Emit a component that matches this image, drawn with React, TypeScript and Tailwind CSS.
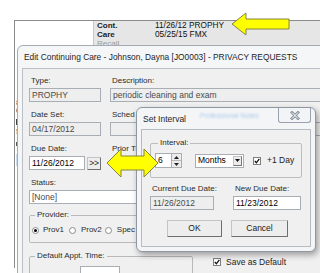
import React from "react";

function Label({ children, className = "" }: { children: React.ReactNode; className?: string }) {
  return (
    <div className={`h-[12px] leading-[12px] text-[8px] text-[#2b2b2b] pl-[2px] whitespace-nowrap ${className}`}>
      {children}
    </div>
  );
}

function TextBox({
  value,
  className = "",
  white = false,
}: {
  value?: string;
  className?: string;
  white?: boolean;
}) {
  return (
    <div
      className={`h-[14px] border border-[#a9adb4] flex items-center px-[2px] text-[8.5px] leading-none whitespace-nowrap overflow-hidden ${
        white ? "bg-white text-black" : "bg-[#eeeeee] text-[#4a4a4a]"
      } ${className}`}
    >
      {value}
    </div>
  );
}

function Radio({ on = false }: { on?: boolean }) {
  return (
    <span className="w-[7px] h-[7px] rounded-full border border-[#8a8a8a] bg-white flex items-center justify-center shrink-0">
      {on && <span className="w-[3px] h-[3px] rounded-full bg-black" />}
    </span>
  );
}

function Check() {
  return (
    <span className="w-[8px] h-[8px] border border-[#7f7f7f] bg-white flex items-center justify-center shrink-0">
      <svg width="6" height="6" viewBox="0 0 6 6">
        <path d="M0.8 3 L2.4 4.8 L5.3 0.9" stroke="#111" strokeWidth="1.3" fill="none" />
      </svg>
    </span>
  );
}

function Button({ children, className = "" }: { children: React.ReactNode; className?: string }) {
  return (
    <div
      className={`flex items-center justify-center bg-[#ededed] border border-[#c4c4c4] border-r-[#6f6f6f] border-b-[#6f6f6f] rounded-[1px] text-[8.5px] text-[#222] ${className}`}
    >
      {children}
    </div>
  );
}

export default function App() {
  return (
    <div className="relative w-[320px] h-[273px] overflow-hidden bg-white font-['Liberation_Sans',Arial,sans-serif] text-black">
      {/* background list window */}
      <div className="absolute left-[14px] top-[20px] w-[320px] h-[248px] border-l border-t border-[#8c8c8c] bg-white">
        <div className="flex h-[30px]">
          <div className="w-[78px] flex flex-col" />
          <div className="flex-1 bg-[#e6e6e6] border-l border-[#c6c6c6] flex pl-[3px]">
            <div className="w-[58px] font-bold text-[8px] leading-[9px] text-[#222]">
              Cont.
              <br />
              Care
              <br />
              <span className="font-normal text-[#9a9a9a]">Recall</span>
            </div>
            <div className="text-[8.3px] leading-[9px] text-[#111]">
              11/26/12 PROPHY
              <br />
              05/25/15 FMX
            </div>
          </div>
        </div>
        <div className="flex flex-col text-[8px] leading-[8px] text-[#333] pl-[1px] mt-[48px]">
          <span>8</span>
          <span>0</span>
          <span className="mt-[4px] w-[3px] h-[6px] bg-[#444]" />
          <span className="mt-[3px]">5</span>
          <span className="mt-[6px] w-[3px] h-[4px] bg-[#555]" />
          <span className="mt-[8px] w-[3px] h-[12px] bg-[#c9dcef]" />
        </div>
      </div>

      {/* main window */}
      <div className="absolute left-[17px] top-[45px] w-[330px] h-[240px] rounded-t-[6px] border border-[#a3abb5] bg-[#f5f6f8] flex flex-col">
        <div className="h-[22px] shrink-0 flex items-center pl-[6px] text-[8.4px] text-[#1e1e1e] whitespace-nowrap">
          Edit Continuing Care - Johnson, Dayna [JO0003] - PRIVACY REQUESTS
        </div>
        <div className="flex-1 ml-[4px] border border-[#bcc1c7] bg-[#f0f0f0] flex flex-col pl-[6px] pt-[6px]">
          <div className="flex gap-[9px]">
            <div className="w-[72px]">
              <Label>Type:</Label>
              <TextBox value="PROPHY" className="mt-[1px]" />
            </div>
            <div className="w-[230px]">
              <Label>Description:</Label>
              <TextBox value="periodic cleaning and exam" className="mt-[1px]" />
            </div>
          </div>

          <div className="flex gap-[9px] mt-[7px]">
            <div className="w-[72px]">
              <Label>Date Set:</Label>
              <TextBox value="04/17/2012" className="mt-[1px]" />
            </div>
            <div className="w-[230px]">
              <Label>Sched</Label>
              <TextBox className="mt-[1px]" />
            </div>
          </div>

          <div className="flex gap-[9px] mt-[7px]">
            <div className="w-[72px]">
              <Label>Due Date:</Label>
              <div className="flex mt-[1px] items-center">
                <TextBox white value="11/26/2012" className="w-[57px]" />
                <Button className="ml-[2px] w-[14px] h-[13px] text-[7.5px]">&gt;&gt;</Button>
              </div>
            </div>
            <div className="w-[230px]">
              <Label>Prior Tr</Label>
            </div>
          </div>

          <div className="mt-[7px]">
            <Label>Status:</Label>
            <TextBox value="[None]" className="mt-[1px] w-[200px] bg-white" />
          </div>

          <fieldset className="mt-[5px] w-[160px] border border-[#b9b9b9] rounded-[2px] pl-[2px] pb-[6px]">
            <legend className="ml-[3px] px-[2px] text-[8px] leading-[12px] text-[#2b2b2b]">Provider:</legend>
            <div className="flex items-center h-[12px] mt-[3px] text-[8px] text-[#2b2b2b]">
              <Radio on />
              <span className="ml-[4px]">Prov1</span>
              <span className="ml-[5px]">
                <Radio />
              </span>
              <span className="ml-[5px]">Prov2</span>
              <span className="ml-[3px]">
                <Radio />
              </span>
              <span className="ml-[5px]">Spec</span>
            </div>
          </fieldset>

          <div className="flex items-start mt-[7px]">
            <fieldset className="w-[164px] h-[40px] border border-[#b9b9b9] rounded-[2px]">
              <legend className="ml-[5px] px-[2px] text-[8px] leading-[12px] text-[#2b2b2b]">
                Default Appt. Time:
              </legend>
              <div className="ml-[50px] mt-[4px] w-[40px] h-[14px] border border-[#a9adb4] bg-white" />
            </fieldset>
            <div className="ml-[20px] mt-[6px] flex items-center text-[8.5px] text-[#222]">
              <Check />
              <span className="ml-[5px]">Save as Default</span>
            </div>
          </div>
        </div>
      </div>

      {/* Set Interval dialog */}
      <div className="absolute left-[136px] top-[107px] w-[180px] h-[145px] rounded-[6px] border border-[#8e97a2] bg-[#f4f5f7] shadow-[2px_3px_6px_rgba(0,0,0,0.35)] flex flex-col">
        <div className="h-[21px] shrink-0 flex items-start pl-[6px] pr-[4px]">
          <span className="mt-[5px] text-[8.5px] text-[#1e1e1e] whitespace-nowrap">Set Interval</span>
          <span className="mt-[3px] ml-[14px] text-[7px] text-[#a9c9ea] blur-[1.2px] whitespace-nowrap">
            Professional Notes
          </span>
          <div className="ml-auto w-[33px] h-[15px] border border-t-0 border-[#98a1ad] rounded-b-[3px] bg-[#f2f4f6] flex items-center justify-center">
            <svg width="10" height="9" viewBox="0 0 10 9">
              <path d="M2 1.5 L8 7.5 M8 1.5 L2 7.5" stroke="#8a939f" strokeWidth="2.8" strokeLinecap="square" />
              <path d="M2 1.5 L8 7.5 M8 1.5 L2 7.5" stroke="#ffffff" strokeWidth="1" />
            </svg>
          </div>
        </div>
        <div className="flex-1 mx-[4px] mb-[4px] border border-[#b6bbc1] bg-[#f0f0f0] flex flex-col px-[8px] pt-[7px]">
          <fieldset className="border border-[#bdbdbd] rounded-[2px] pl-[4px] pb-[9px]">
            <legend className="ml-[3px] px-[2px] text-[8px] leading-[12px] text-[#2b2b2b]">Interval:</legend>
            <div className="flex items-center mt-[4px]">
              <TextBox white value="6" className="w-[17px] h-[15px]" />
              <div className="w-[10px] h-[15px] flex flex-col border border-[#a9adb4] border-l-0 bg-[#ececec]">
                <div className="flex-1 flex items-center justify-center border-b border-[#b9b9b9]">
                  <svg width="5" height="3" viewBox="0 0 5 3">
                    <path d="M0 3 L2.5 0 L5 3 Z" fill="#222" />
                  </svg>
                </div>
                <div className="flex-1 flex items-center justify-center">
                  <svg width="5" height="3" viewBox="0 0 5 3">
                    <path d="M0 0 L2.5 3 L5 0 Z" fill="#222" />
                  </svg>
                </div>
              </div>
              <div className="ml-[13px] w-[49px] h-[14px] border border-[#a9adb4] bg-white flex items-center justify-between pl-[2px] pr-[1px] text-[8.5px]">
                <span>Months</span>
                <span className="w-[9px] h-[10px] bg-[#ececec] border border-[#c2c2c2] border-r-[#777] border-b-[#777] flex items-center justify-center">
                  <svg width="5" height="3" viewBox="0 0 5 3">
                    <path d="M0 0 L2.5 3 L5 0 Z" fill="#111" />
                  </svg>
                </span>
              </div>
              <span className="ml-[9px]">
                <Check />
              </span>
              <span className="ml-[6px] text-[8.5px] text-[#222]">+1 Day</span>
            </div>
          </fieldset>

          <div className="flex mt-[5px] gap-[19px]">
            <div className="w-[64px]">
              <Label>Current Due Date:</Label>
              <TextBox value="11/26/2012" className="mt-[1px]" />
            </div>
            <div className="w-[68px]">
              <Label>New Due Date:</Label>
              <TextBox white value="11/23/2012" className="mt-[1px]" />
            </div>
          </div>

          <div className="flex mt-[10px]">
            <Button className="ml-[17px] w-[55px] h-[17px]">OK</Button>
            <Button className="ml-[9px] w-[57px] h-[17px]">Cancel</Button>
          </div>
        </div>
      </div>

      {/* yellow callout arrows */}
      <svg className="absolute inset-0 pointer-events-none" width="320" height="273" viewBox="0 0 320 273">
        <polygon
          points="232,24 246,13 246,19 289,19 289,29 246,29 246,35"
          fill="#ffff00"
          stroke="#85853a"
          strokeWidth="1"
        />
        <polygon
          points="107,163 121,149 121,156 144,156 144,149 158,163 144,177 144,170 121,170 121,177"
          fill="#ffff00"
          stroke="#85853a"
          strokeWidth="1"
        />
      </svg>
    </div>
  );
}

• [Task prompt]
Check each line above for the string "React", then copy the ones that have it.

• [The reply]
Emit a component that matches this image, drawn with React, TypeScript and Tailwind CSS.
import React from "react";
function Label({ children, className = "" }: { children: React.ReactNode; className?: string }) {
function Button({ children, className = "" }: { children: React.ReactNode; className?: string }) {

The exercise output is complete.